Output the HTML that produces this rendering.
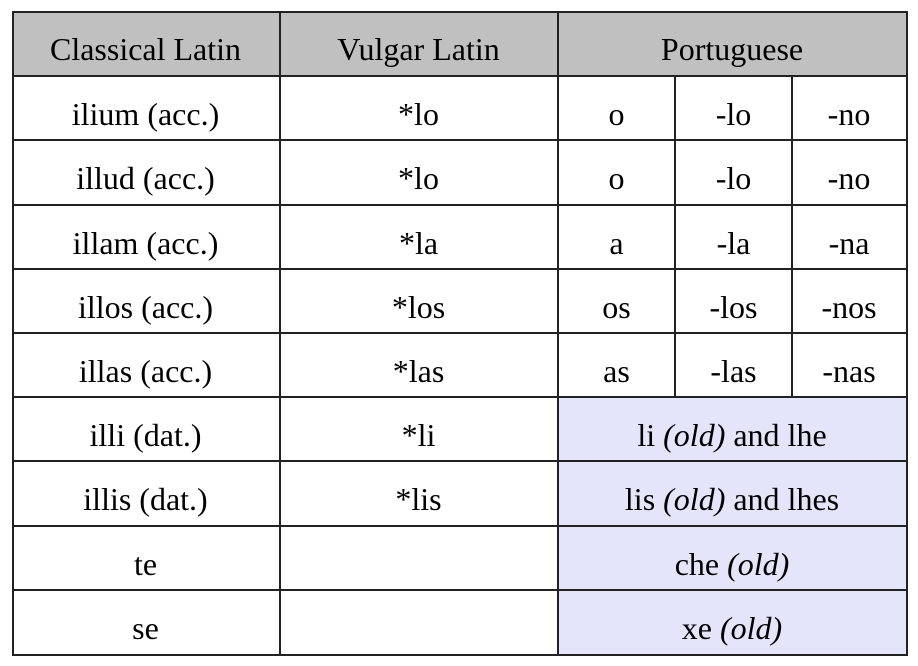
<!DOCTYPE html>
<html><head><style>
body{margin:0;width:918px;height:666px;background:#fff;position:relative;font-family:"Liberation Serif","Times New Roman",Times,serif;font-size:32px;color:#000}
.c{position:absolute;display:flex;align-items:center;justify-content:center;padding-top:12px;box-sizing:border-box;white-space:nowrap}
.h{position:absolute;background:#222;height:2px}
.v{position:absolute;background:#222;width:2px}
i{font-style:italic}
</style></head><body>
<div style="position:absolute;left:12px;top:11px;width:894px;height:65px;background:#c0c0c0"></div>
<div style="position:absolute;left:558px;top:397px;width:348px;height:258px;background:#e4e4fb"></div>

<div class="c" style="left:12px;top:11px;width:267px;height:65px">Classical Latin</div>
<div class="c" style="left:279px;top:11px;width:279px;height:65px">Vulgar Latin</div>
<div class="c" style="left:558px;top:11px;width:348px;height:65px">Portuguese</div>

<div class="c" style="left:12px;top:76px;width:267px;height:64px">ilium (acc.)</div>
<div class="c" style="left:279px;top:76px;width:279px;height:64px">*lo</div>
<div class="c" style="left:558px;top:76px;width:117px;height:64px">o</div>
<div class="c" style="left:675px;top:76px;width:117px;height:64px">-lo</div>
<div class="c" style="left:792px;top:76px;width:114px;height:64px">-no</div>

<div class="c" style="left:12px;top:140px;width:267px;height:65px">illud (acc.)</div>
<div class="c" style="left:279px;top:140px;width:279px;height:65px">*lo</div>
<div class="c" style="left:558px;top:140px;width:117px;height:65px">o</div>
<div class="c" style="left:675px;top:140px;width:117px;height:65px">-lo</div>
<div class="c" style="left:792px;top:140px;width:114px;height:65px">-no</div>

<div class="c" style="left:12px;top:205px;width:267px;height:64px">illam (acc.)</div>
<div class="c" style="left:279px;top:205px;width:279px;height:64px">*la</div>
<div class="c" style="left:558px;top:205px;width:117px;height:64px">a</div>
<div class="c" style="left:675px;top:205px;width:117px;height:64px">-la</div>
<div class="c" style="left:792px;top:205px;width:114px;height:64px">-na</div>

<div class="c" style="left:12px;top:269px;width:267px;height:64px">illos (acc.)</div>
<div class="c" style="left:279px;top:269px;width:279px;height:64px">*los</div>
<div class="c" style="left:558px;top:269px;width:117px;height:64px">os</div>
<div class="c" style="left:675px;top:269px;width:117px;height:64px">-los</div>
<div class="c" style="left:792px;top:269px;width:114px;height:64px">-nos</div>

<div class="c" style="left:12px;top:333px;width:267px;height:64px">illas (acc.)</div>
<div class="c" style="left:279px;top:333px;width:279px;height:64px">*las</div>
<div class="c" style="left:558px;top:333px;width:117px;height:64px">as</div>
<div class="c" style="left:675px;top:333px;width:117px;height:64px">-las</div>
<div class="c" style="left:792px;top:333px;width:114px;height:64px">-nas</div>

<div class="c" style="left:12px;top:397px;width:267px;height:64px">illi (dat.)</div>
<div class="c" style="left:279px;top:397px;width:279px;height:64px">*li</div>
<div class="c" style="left:558px;top:397px;width:348px;height:64px">li&nbsp;<i>(old)</i>&nbsp;and lhe</div>

<div class="c" style="left:12px;top:461px;width:267px;height:65px">illis (dat.)</div>
<div class="c" style="left:279px;top:461px;width:279px;height:65px">*lis</div>
<div class="c" style="left:558px;top:461px;width:348px;height:65px">lis&nbsp;<i>(old)</i>&nbsp;and lhes</div>

<div class="c" style="left:12px;top:526px;width:267px;height:64px">te</div>
<div class="c" style="left:558px;top:526px;width:348px;height:64px">che&nbsp;<i>(old)</i></div>

<div class="c" style="left:12px;top:590px;width:267px;height:65px">se</div>
<div class="c" style="left:558px;top:590px;width:348px;height:65px">xe&nbsp;<i>(old)</i></div>

<div class="h" style="left:12px;top:11px;width:896px"></div>
<div class="h" style="left:12px;top:75px;width:896px"></div>
<div class="h" style="left:12px;top:139px;width:896px"></div>
<div class="h" style="left:12px;top:204px;width:896px"></div>
<div class="h" style="left:12px;top:268px;width:896px"></div>
<div class="h" style="left:12px;top:332px;width:896px"></div>
<div class="h" style="left:12px;top:396px;width:896px"></div>
<div class="h" style="left:12px;top:460px;width:896px"></div>
<div class="h" style="left:12px;top:525px;width:896px"></div>
<div class="h" style="left:12px;top:589px;width:896px"></div>
<div class="h" style="left:12px;top:654px;width:896px"></div>

<div class="v" style="left:12px;top:11px;height:645px"></div>
<div class="v" style="left:279px;top:11px;height:645px"></div>
<div class="v" style="left:557px;top:11px;height:645px"></div>
<div class="v" style="left:674px;top:75px;height:323px"></div>
<div class="v" style="left:791px;top:75px;height:323px"></div>
<div class="v" style="left:906px;top:11px;height:645px"></div>
</body></html>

Set task:
Reproduce all of the data exactly, omitting each picture it holds.

Solution to the problem:
Output the HTML that produces this rendering.
<!DOCTYPE html>
<html><head><style>
body{margin:0;width:918px;height:666px;background:#fff;position:relative;font-family:"Liberation Serif","Times New Roman",Times,serif;font-size:32px;color:#000}
.c{position:absolute;display:flex;align-items:center;justify-content:center;padding-top:12px;box-sizing:border-box;white-space:nowrap}
.h{position:absolute;background:#222;height:2px}
.v{position:absolute;background:#222;width:2px}
i{font-style:italic}
</style></head><body>
<div style="position:absolute;left:12px;top:11px;width:894px;height:65px;background:#c0c0c0"></div>
<div style="position:absolute;left:558px;top:397px;width:348px;height:258px;background:#e4e4fb"></div>

<div class="c" style="left:12px;top:11px;width:267px;height:65px">Classical Latin</div>
<div class="c" style="left:279px;top:11px;width:279px;height:65px">Vulgar Latin</div>
<div class="c" style="left:558px;top:11px;width:348px;height:65px">Portuguese</div>

<div class="c" style="left:12px;top:76px;width:267px;height:64px">ilium (acc.)</div>
<div class="c" style="left:279px;top:76px;width:279px;height:64px">*lo</div>
<div class="c" style="left:558px;top:76px;width:117px;height:64px">o</div>
<div class="c" style="left:675px;top:76px;width:117px;height:64px">-lo</div>
<div class="c" style="left:792px;top:76px;width:114px;height:64px">-no</div>

<div class="c" style="left:12px;top:140px;width:267px;height:65px">illud (acc.)</div>
<div class="c" style="left:279px;top:140px;width:279px;height:65px">*lo</div>
<div class="c" style="left:558px;top:140px;width:117px;height:65px">o</div>
<div class="c" style="left:675px;top:140px;width:117px;height:65px">-lo</div>
<div class="c" style="left:792px;top:140px;width:114px;height:65px">-no</div>

<div class="c" style="left:12px;top:205px;width:267px;height:64px">illam (acc.)</div>
<div class="c" style="left:279px;top:205px;width:279px;height:64px">*la</div>
<div class="c" style="left:558px;top:205px;width:117px;height:64px">a</div>
<div class="c" style="left:675px;top:205px;width:117px;height:64px">-la</div>
<div class="c" style="left:792px;top:205px;width:114px;height:64px">-na</div>

<div class="c" style="left:12px;top:269px;width:267px;height:64px">illos (acc.)</div>
<div class="c" style="left:279px;top:269px;width:279px;height:64px">*los</div>
<div class="c" style="left:558px;top:269px;width:117px;height:64px">os</div>
<div class="c" style="left:675px;top:269px;width:117px;height:64px">-los</div>
<div class="c" style="left:792px;top:269px;width:114px;height:64px">-nos</div>

<div class="c" style="left:12px;top:333px;width:267px;height:64px">illas (acc.)</div>
<div class="c" style="left:279px;top:333px;width:279px;height:64px">*las</div>
<div class="c" style="left:558px;top:333px;width:117px;height:64px">as</div>
<div class="c" style="left:675px;top:333px;width:117px;height:64px">-las</div>
<div class="c" style="left:792px;top:333px;width:114px;height:64px">-nas</div>

<div class="c" style="left:12px;top:397px;width:267px;height:64px">illi (dat.)</div>
<div class="c" style="left:279px;top:397px;width:279px;height:64px">*li</div>
<div class="c" style="left:558px;top:397px;width:348px;height:64px">li&nbsp;<i>(old)</i>&nbsp;and lhe</div>

<div class="c" style="left:12px;top:461px;width:267px;height:65px">illis (dat.)</div>
<div class="c" style="left:279px;top:461px;width:279px;height:65px">*lis</div>
<div class="c" style="left:558px;top:461px;width:348px;height:65px">lis&nbsp;<i>(old)</i>&nbsp;and lhes</div>

<div class="c" style="left:12px;top:526px;width:267px;height:64px">te</div>
<div class="c" style="left:558px;top:526px;width:348px;height:64px">che&nbsp;<i>(old)</i></div>

<div class="c" style="left:12px;top:590px;width:267px;height:65px">se</div>
<div class="c" style="left:558px;top:590px;width:348px;height:65px">xe&nbsp;<i>(old)</i></div>

<div class="h" style="left:12px;top:11px;width:896px"></div>
<div class="h" style="left:12px;top:75px;width:896px"></div>
<div class="h" style="left:12px;top:139px;width:896px"></div>
<div class="h" style="left:12px;top:204px;width:896px"></div>
<div class="h" style="left:12px;top:268px;width:896px"></div>
<div class="h" style="left:12px;top:332px;width:896px"></div>
<div class="h" style="left:12px;top:396px;width:896px"></div>
<div class="h" style="left:12px;top:460px;width:896px"></div>
<div class="h" style="left:12px;top:525px;width:896px"></div>
<div class="h" style="left:12px;top:589px;width:896px"></div>
<div class="h" style="left:12px;top:654px;width:896px"></div>

<div class="v" style="left:12px;top:11px;height:645px"></div>
<div class="v" style="left:279px;top:11px;height:645px"></div>
<div class="v" style="left:557px;top:11px;height:645px"></div>
<div class="v" style="left:674px;top:75px;height:323px"></div>
<div class="v" style="left:791px;top:75px;height:323px"></div>
<div class="v" style="left:906px;top:11px;height:645px"></div>
</body></html>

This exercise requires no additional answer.